Cette audition était très attendue. Ce mercredi, Stéphane Richard s'est présenté devant la commission des Affaires économiques de l'Assemblée nationale. Le PDG d'Orange a l'habitude de l'exercice. Mais il n'était, cette fois-ci, pas question de la concurrence dans les télécoms ou encore de la couverture du pays en fibre ou en 5G. L'audition n'avait qu'un objectif : permettre aux députés d'y voir plus clair concernant la panne essuyée par Orange les 2 et 3 juin dernier, qui a empêché de nombreux Français de joindre, comme d'habitude, les différents numéros d'urgence. Plusieurs morts ont possiblement découlé de ces « dysfonctionnements graves », dixit le Premier ministre Jean Castex, dont il faut « tirer toutes les conséquences ».
Stéphane Richard est d'abord revenu sur le « bug » logiciel à l'origine de la panne. Alors que l'opérateur est souvent montré du doigt pour la mauvaise qualité et le manque d'entretien de son réseau cuivre dans les campagnes, le dirigeant a voulu mettre les points sur les « i ». Dans le cas présent, « ce n'est pas un sous-investissement de la part d'Orange ».
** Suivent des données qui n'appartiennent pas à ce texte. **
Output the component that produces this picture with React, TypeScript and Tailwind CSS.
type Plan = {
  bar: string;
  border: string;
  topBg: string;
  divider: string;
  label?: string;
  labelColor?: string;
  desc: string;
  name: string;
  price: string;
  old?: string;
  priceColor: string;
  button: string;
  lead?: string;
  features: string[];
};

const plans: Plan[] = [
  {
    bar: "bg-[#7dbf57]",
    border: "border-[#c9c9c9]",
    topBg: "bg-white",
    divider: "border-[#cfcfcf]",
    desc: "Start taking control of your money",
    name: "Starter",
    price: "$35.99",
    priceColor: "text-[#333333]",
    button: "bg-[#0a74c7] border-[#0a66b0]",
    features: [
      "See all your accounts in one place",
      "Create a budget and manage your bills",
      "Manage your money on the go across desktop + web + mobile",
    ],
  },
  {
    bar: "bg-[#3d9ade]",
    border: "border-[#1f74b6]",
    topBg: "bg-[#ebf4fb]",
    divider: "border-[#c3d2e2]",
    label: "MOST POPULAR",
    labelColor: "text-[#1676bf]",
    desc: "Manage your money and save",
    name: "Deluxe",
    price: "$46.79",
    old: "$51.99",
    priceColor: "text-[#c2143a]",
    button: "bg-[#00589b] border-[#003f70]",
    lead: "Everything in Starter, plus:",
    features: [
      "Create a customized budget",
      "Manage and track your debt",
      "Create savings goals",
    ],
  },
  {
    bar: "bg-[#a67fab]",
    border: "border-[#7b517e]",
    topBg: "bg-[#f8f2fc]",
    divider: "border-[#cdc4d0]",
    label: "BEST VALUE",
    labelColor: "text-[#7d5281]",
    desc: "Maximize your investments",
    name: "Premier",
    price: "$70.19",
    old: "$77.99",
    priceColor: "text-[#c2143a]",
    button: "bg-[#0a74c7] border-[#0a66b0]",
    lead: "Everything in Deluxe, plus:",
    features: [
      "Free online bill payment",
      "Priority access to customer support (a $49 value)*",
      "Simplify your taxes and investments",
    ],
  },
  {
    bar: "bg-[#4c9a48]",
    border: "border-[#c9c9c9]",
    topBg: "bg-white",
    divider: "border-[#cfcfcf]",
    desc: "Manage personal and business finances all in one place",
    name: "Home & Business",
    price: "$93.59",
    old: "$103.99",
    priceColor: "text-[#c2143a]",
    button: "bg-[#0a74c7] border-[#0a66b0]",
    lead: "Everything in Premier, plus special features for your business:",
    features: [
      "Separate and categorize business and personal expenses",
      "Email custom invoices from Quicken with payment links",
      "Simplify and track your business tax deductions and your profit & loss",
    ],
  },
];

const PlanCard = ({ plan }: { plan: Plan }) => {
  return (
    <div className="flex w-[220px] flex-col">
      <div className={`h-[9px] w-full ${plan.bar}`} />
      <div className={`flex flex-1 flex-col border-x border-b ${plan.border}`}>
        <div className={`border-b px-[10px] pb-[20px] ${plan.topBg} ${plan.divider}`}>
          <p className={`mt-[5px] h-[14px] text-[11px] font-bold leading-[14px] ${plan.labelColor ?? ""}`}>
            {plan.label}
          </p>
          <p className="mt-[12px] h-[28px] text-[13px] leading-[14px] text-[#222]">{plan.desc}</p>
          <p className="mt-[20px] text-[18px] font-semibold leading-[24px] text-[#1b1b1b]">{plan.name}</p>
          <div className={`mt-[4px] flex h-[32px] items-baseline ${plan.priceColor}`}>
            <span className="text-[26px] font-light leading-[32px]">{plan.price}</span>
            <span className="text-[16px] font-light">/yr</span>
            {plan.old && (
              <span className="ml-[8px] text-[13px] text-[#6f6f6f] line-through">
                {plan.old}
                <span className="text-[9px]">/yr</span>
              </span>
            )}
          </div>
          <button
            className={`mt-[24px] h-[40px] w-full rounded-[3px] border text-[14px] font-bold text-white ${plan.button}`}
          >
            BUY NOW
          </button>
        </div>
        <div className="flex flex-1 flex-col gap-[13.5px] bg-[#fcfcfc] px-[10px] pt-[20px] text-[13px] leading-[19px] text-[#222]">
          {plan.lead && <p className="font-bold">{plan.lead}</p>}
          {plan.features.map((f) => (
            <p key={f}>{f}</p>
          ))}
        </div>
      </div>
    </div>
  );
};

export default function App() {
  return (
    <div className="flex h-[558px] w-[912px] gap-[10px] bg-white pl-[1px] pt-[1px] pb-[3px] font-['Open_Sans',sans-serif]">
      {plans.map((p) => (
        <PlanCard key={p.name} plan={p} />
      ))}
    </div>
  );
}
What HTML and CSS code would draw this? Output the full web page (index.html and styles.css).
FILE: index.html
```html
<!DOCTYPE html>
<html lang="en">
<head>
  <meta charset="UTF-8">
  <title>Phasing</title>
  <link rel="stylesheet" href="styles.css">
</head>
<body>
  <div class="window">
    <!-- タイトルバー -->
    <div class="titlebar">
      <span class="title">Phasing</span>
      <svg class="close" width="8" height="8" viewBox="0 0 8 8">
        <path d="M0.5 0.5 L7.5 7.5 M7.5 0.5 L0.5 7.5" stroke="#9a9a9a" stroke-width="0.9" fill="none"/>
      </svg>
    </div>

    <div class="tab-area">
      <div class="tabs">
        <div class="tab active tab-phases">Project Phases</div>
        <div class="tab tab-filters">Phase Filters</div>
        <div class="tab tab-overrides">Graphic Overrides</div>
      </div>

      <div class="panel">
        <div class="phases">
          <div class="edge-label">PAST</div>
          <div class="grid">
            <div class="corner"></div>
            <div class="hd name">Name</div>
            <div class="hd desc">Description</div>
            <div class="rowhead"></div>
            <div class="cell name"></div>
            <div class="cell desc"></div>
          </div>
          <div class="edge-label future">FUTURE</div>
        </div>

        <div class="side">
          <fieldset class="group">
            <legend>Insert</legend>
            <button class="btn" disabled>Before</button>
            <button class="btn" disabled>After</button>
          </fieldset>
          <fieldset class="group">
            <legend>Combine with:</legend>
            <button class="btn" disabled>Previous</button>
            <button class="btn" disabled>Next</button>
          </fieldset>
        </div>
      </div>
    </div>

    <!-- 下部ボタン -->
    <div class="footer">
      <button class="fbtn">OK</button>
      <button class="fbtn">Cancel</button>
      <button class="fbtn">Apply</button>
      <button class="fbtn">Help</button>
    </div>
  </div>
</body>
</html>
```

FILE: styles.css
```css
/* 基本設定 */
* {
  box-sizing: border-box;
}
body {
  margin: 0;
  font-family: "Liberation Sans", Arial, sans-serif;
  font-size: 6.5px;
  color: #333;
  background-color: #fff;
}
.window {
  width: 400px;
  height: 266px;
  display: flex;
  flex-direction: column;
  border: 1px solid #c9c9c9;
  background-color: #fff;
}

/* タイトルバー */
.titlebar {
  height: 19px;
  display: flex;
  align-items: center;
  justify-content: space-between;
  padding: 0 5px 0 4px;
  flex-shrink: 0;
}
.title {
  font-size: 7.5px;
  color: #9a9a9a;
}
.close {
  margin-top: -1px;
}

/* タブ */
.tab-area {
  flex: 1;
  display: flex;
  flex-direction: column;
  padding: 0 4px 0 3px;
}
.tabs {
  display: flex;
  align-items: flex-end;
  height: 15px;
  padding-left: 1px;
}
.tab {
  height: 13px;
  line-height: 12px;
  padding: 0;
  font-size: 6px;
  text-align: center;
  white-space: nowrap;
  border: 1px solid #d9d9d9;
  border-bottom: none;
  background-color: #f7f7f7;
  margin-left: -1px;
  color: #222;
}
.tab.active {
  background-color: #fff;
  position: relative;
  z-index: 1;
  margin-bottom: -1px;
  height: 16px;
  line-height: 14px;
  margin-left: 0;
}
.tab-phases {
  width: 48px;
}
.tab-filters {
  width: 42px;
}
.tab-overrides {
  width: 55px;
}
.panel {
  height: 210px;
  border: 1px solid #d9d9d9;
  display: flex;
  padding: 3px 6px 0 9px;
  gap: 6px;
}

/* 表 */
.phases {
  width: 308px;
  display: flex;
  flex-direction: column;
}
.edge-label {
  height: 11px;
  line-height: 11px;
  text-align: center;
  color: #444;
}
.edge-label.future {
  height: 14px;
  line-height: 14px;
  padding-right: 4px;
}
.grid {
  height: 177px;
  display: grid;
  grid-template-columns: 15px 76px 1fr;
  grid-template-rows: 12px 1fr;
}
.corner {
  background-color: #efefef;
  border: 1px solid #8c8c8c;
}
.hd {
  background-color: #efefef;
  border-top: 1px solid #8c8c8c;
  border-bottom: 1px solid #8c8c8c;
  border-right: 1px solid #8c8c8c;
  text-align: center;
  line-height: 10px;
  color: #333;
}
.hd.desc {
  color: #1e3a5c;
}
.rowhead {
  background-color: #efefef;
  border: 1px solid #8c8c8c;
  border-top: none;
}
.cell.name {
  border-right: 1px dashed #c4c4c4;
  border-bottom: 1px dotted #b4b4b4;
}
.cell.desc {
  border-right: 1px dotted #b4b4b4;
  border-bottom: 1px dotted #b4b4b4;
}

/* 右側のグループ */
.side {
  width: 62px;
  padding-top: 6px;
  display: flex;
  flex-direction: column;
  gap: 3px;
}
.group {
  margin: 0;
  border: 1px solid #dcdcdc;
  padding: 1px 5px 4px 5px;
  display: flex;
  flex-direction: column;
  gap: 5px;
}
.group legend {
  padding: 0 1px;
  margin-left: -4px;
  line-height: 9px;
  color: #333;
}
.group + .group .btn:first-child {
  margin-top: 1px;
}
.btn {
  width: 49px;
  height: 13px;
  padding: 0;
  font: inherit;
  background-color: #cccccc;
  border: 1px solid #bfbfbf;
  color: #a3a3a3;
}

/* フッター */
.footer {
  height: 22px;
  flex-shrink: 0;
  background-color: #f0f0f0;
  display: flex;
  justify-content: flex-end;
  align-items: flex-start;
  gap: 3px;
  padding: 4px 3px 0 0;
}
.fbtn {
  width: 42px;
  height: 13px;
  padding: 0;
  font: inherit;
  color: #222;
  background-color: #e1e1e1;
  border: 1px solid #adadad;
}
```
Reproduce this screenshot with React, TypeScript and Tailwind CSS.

« Ce n'est pas lié, non plus, au réseau cuivre », a-t-il insisté. Il s'agit, selon lui, d'un « dysfonctionnement logiciel ». Celui-ci « s'est produit au moment d'une commande de reconnexion [concernant] les call serveurs, à l'occasion d'une opération de modernisation et d'extension du réseau pour faire face à l'augmentation du trafic en 2020 », a-t-il déclaré.
Ces calls serveurs sont des éléments essentiels qui permettent d'assurer l'interconnexion entre les services de voix sur IP (sur internet, NDLR), et ceux hébergés sur le vieux réseau commuté, comme la très grande majorité des numéros d'urgence.
Ce parc de six call serveurs « s'est arrêté dans un délai assez court, quasiment instantanément, parce qu'ils ont reçu la même commande de reconnexion à quelques minutes d'intervalle », a poursuivi le dirigeant. Résultat : la « redondance » de ce système, liée au fait qu'une machine - et une seule - peut tomber en panne sans entraver les communications, n'a pas fonctionné. Stéphane Richard a toutefois souligné qu'il aurait sans doute fallu un « délai plus long » entre les envois successifs de ces fameuses « commandes de reconnexion » aux différents call serveurs.
L'idée d'une "campagne de SMS massive" en cas de panne
Le logiciel défaillant a été fourni par un « équipementier italien qui a pignon sur rue », a affirmé Nicolas Guérin, le secrétaire général d'Orange, sans lever, pour autant, le voile sur son nom. Peu après l'incident, celui-ci a envoyé à l'opérateur un patch pour relancer correctement les machines, a précisé Stéphane Richard.
Le PDG a également reconnu qu'Orange avait trop tardé à mettre en place ses cellules de crise, notamment pour communiquer sur ses problèmes plus rapidement auprès de l'Etat et du grand public. « Nous souhaitons ramener de 2 heures à trente minutes le délai de leur constitution », a déclaré le dirigeant. Parmi les mesures visant à limiter l'impact de ce type de panne, Stéphane Richard a lancé l'idée d'« une campagne de SMS massive » pour alerter la population, et lui indiquer d'autres numéros.
« Le risque zéro n'existe pas »
Le dirigeant a aussi argué que les réseaux télécoms, et en particulier la gestion des numéros d'urgence, sont par nature d'une grande complexité. Dans ce monde, « le risque zéro n'existe pas », a-t-il ajouté. D'après lui, entre 2017 et 2021, de nombreux opérateurs, qui ont la charge des numéros d'urgence, ont connu des pannes plus ou moins graves. « Il y a eu les Etats-Unis avec AT&T, l'Angleterre, à plusieurs reprises, avec BT, la Belgique avec Proximus, ou encore la Suisse qui, l'an dernier, a été deux fois victime d'une coupure totale des numéros d'urgence », a-t-il égrené.
L'affaire n'est pas terminée. L'Etat a notamment demandé aux services de l'Agence nationale de sécurité des systèmes d'information (Anssi) d'enquêter sur cette panne. L'institution doit rendre sa copie d'ici deux mois.